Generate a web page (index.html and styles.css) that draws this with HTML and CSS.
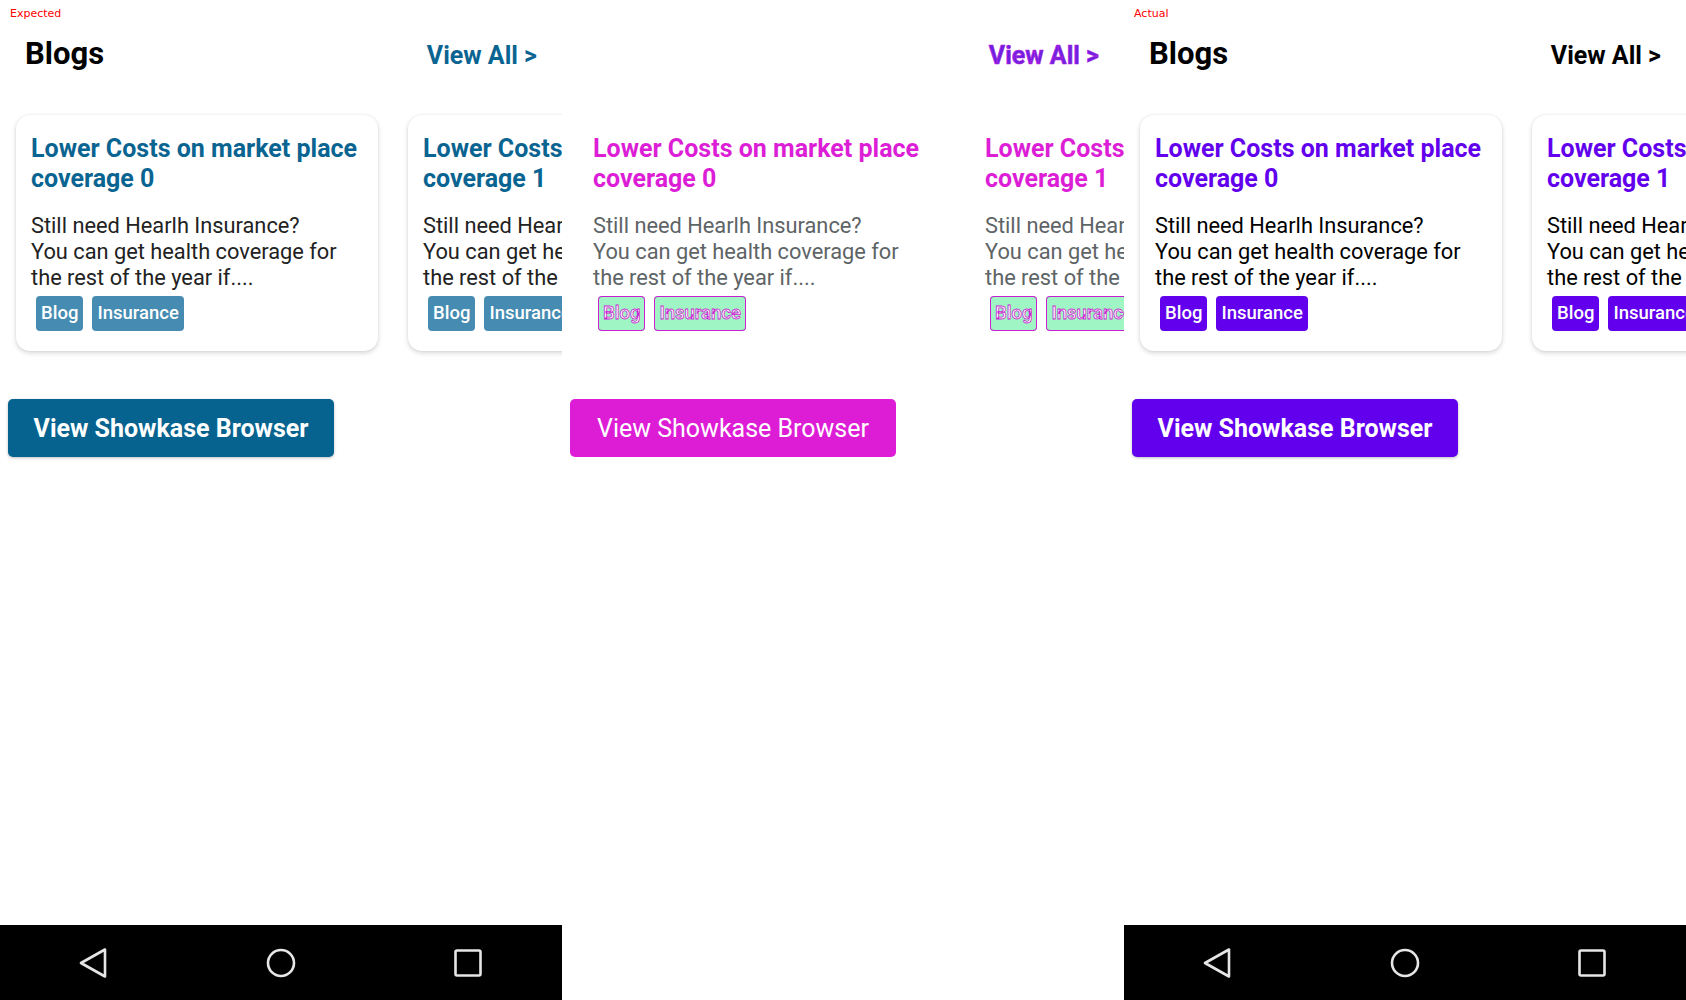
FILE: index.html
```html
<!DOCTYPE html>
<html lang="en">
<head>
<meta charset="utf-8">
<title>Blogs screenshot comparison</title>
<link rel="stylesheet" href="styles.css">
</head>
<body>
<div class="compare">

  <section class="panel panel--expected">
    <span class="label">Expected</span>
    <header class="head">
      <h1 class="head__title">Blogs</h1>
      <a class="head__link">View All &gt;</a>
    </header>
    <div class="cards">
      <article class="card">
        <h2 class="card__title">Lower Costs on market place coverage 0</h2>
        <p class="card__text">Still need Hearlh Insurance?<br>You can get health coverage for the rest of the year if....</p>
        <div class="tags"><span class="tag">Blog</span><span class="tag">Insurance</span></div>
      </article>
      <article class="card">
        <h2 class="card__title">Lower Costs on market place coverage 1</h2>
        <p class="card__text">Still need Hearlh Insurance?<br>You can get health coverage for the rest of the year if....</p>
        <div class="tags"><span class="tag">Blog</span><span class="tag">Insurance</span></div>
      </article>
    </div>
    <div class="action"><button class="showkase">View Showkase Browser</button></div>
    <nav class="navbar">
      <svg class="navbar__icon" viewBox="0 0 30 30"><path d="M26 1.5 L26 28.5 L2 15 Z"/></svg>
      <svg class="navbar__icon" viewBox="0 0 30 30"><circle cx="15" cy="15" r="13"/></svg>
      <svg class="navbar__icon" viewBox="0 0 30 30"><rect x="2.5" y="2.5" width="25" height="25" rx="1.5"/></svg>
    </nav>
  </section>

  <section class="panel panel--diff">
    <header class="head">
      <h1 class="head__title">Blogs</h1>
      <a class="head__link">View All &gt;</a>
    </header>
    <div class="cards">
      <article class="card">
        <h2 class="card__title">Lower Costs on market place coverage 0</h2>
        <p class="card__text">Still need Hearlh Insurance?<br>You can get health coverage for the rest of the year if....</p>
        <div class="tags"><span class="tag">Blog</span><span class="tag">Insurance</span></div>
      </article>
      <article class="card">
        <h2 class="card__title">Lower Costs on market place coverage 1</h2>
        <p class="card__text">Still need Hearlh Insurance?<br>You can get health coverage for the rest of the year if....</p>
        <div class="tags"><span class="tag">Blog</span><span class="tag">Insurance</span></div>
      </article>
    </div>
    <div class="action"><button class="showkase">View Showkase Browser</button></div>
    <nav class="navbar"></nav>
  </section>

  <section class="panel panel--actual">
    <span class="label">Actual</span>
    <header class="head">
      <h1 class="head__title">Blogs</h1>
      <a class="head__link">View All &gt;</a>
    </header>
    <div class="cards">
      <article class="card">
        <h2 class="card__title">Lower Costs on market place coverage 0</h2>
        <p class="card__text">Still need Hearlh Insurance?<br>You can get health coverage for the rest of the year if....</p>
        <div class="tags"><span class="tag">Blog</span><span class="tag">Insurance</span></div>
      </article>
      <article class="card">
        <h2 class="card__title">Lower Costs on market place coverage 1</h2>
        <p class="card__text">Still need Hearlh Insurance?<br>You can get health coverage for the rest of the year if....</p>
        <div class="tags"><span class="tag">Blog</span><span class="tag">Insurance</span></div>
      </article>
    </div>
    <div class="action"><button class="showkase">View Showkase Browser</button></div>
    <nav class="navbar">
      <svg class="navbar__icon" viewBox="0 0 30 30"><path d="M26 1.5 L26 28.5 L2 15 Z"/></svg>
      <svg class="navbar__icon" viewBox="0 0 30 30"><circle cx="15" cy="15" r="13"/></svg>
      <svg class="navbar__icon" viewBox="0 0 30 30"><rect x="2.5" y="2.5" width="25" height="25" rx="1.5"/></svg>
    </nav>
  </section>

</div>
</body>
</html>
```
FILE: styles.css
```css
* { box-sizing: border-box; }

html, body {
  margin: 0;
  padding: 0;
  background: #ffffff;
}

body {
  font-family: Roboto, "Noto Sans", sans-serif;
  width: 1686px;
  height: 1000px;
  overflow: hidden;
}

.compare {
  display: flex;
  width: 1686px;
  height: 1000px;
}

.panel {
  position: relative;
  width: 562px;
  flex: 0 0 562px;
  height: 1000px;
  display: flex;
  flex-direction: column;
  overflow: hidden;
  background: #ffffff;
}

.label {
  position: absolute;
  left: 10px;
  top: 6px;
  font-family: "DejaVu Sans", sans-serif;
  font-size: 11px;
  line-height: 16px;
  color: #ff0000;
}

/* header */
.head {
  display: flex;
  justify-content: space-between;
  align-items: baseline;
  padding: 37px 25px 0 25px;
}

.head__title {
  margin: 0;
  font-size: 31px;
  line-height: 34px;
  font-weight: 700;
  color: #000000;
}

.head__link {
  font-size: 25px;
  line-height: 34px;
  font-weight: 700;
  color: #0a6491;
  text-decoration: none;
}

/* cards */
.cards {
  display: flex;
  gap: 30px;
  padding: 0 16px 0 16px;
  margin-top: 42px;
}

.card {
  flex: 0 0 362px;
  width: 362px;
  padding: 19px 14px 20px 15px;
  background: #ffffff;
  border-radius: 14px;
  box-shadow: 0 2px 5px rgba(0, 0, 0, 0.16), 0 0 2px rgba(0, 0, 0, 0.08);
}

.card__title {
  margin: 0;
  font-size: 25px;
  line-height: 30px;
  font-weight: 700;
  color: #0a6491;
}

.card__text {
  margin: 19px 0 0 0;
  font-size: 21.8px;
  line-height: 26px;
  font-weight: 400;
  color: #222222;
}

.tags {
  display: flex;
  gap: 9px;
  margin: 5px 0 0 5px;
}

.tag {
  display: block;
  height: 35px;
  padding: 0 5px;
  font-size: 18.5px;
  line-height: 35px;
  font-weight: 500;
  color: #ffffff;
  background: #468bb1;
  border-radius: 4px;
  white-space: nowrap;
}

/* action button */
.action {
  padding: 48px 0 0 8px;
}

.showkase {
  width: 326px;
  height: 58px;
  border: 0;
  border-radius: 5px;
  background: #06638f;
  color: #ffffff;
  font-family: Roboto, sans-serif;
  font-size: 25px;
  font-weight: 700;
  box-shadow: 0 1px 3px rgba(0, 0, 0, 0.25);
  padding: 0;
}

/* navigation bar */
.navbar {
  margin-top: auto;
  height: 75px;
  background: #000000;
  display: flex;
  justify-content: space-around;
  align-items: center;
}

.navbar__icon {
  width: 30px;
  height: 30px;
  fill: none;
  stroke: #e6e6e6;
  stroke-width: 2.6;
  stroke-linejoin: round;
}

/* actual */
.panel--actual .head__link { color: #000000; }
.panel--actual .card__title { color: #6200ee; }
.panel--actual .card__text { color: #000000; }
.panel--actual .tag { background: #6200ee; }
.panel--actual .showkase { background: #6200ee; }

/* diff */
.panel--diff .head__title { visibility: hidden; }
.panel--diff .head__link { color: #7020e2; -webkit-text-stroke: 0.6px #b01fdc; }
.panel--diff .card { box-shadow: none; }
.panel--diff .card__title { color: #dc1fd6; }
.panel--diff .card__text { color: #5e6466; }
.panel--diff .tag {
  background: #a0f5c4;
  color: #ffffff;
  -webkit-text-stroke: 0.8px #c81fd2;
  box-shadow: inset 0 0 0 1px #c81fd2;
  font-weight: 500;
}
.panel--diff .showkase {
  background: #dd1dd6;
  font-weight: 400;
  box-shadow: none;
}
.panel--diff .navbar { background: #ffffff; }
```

────────────────

Problem:
Search the lines for the string "index" and copy every line that has it.

Output of the task:
Generate a web page (index.html and styles.css) that draws this with HTML and CSS.
FILE: index.html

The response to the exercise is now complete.